**DIRECTIVE**:
Copy the entries below exactly. Images do not belong in the copy.

**RECORDS**:
>>>>
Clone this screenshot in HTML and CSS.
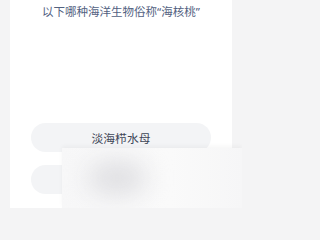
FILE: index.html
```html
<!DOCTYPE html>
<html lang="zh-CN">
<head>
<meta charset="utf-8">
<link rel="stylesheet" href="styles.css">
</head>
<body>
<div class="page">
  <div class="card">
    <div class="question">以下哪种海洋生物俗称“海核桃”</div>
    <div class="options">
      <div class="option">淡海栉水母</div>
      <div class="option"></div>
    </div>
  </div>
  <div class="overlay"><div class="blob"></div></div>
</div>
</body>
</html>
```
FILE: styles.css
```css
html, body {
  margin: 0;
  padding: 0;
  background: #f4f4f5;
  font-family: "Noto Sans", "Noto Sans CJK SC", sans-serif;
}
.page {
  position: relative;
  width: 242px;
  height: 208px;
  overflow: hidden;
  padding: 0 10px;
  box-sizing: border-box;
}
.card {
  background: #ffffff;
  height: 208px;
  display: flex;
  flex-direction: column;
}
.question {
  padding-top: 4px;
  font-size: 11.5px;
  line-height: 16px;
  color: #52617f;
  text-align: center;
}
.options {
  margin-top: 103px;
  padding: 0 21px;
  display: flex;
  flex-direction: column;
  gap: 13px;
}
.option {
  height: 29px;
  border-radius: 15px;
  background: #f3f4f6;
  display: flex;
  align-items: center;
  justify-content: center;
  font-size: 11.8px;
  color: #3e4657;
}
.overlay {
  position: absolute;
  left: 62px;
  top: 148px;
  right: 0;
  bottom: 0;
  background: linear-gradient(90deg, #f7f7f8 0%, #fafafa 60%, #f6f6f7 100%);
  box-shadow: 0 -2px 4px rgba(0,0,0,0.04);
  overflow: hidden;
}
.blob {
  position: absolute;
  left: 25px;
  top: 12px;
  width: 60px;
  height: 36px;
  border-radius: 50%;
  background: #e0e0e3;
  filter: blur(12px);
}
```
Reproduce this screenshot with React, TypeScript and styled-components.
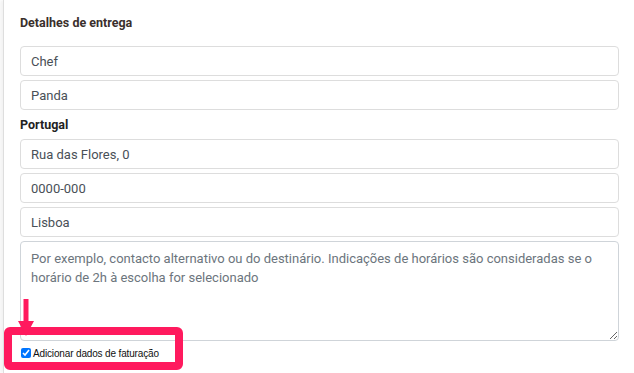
<<<<
**OUTPUT BELOW**:
Clone this screenshot in HTML and CSS.
FILE: index.html
```html
<!DOCTYPE html>
<html lang="zh-CN">
<head>
<meta charset="utf-8">
<link rel="stylesheet" href="styles.css">
</head>
<body>
<div class="page">
  <div class="card">
    <div class="question">以下哪种海洋生物俗称“海核桃”</div>
    <div class="options">
      <div class="option">淡海栉水母</div>
      <div class="option"></div>
    </div>
  </div>
  <div class="overlay"><div class="blob"></div></div>
</div>
</body>
</html>
```
FILE: styles.css
```css
html, body {
  margin: 0;
  padding: 0;
  background: #f4f4f5;
  font-family: "Noto Sans", "Noto Sans CJK SC", sans-serif;
}
.page {
  position: relative;
  width: 242px;
  height: 208px;
  overflow: hidden;
  padding: 0 10px;
  box-sizing: border-box;
}
.card {
  background: #ffffff;
  height: 208px;
  display: flex;
  flex-direction: column;
}
.question {
  padding-top: 4px;
  font-size: 11.5px;
  line-height: 16px;
  color: #52617f;
  text-align: center;
}
.options {
  margin-top: 103px;
  padding: 0 21px;
  display: flex;
  flex-direction: column;
  gap: 13px;
}
.option {
  height: 29px;
  border-radius: 15px;
  background: #f3f4f6;
  display: flex;
  align-items: center;
  justify-content: center;
  font-size: 11.8px;
  color: #3e4657;
}
.overlay {
  position: absolute;
  left: 62px;
  top: 148px;
  right: 0;
  bottom: 0;
  background: linear-gradient(90deg, #f7f7f8 0%, #fafafa 60%, #f6f6f7 100%);
  box-shadow: 0 -2px 4px rgba(0,0,0,0.04);
  overflow: hidden;
}
.blob {
  position: absolute;
  left: 25px;
  top: 12px;
  width: 60px;
  height: 36px;
  border-radius: 50%;
  background: #e0e0e3;
  filter: blur(12px);
}
```
Reproduce this screenshot with React, TypeScript and styled-components.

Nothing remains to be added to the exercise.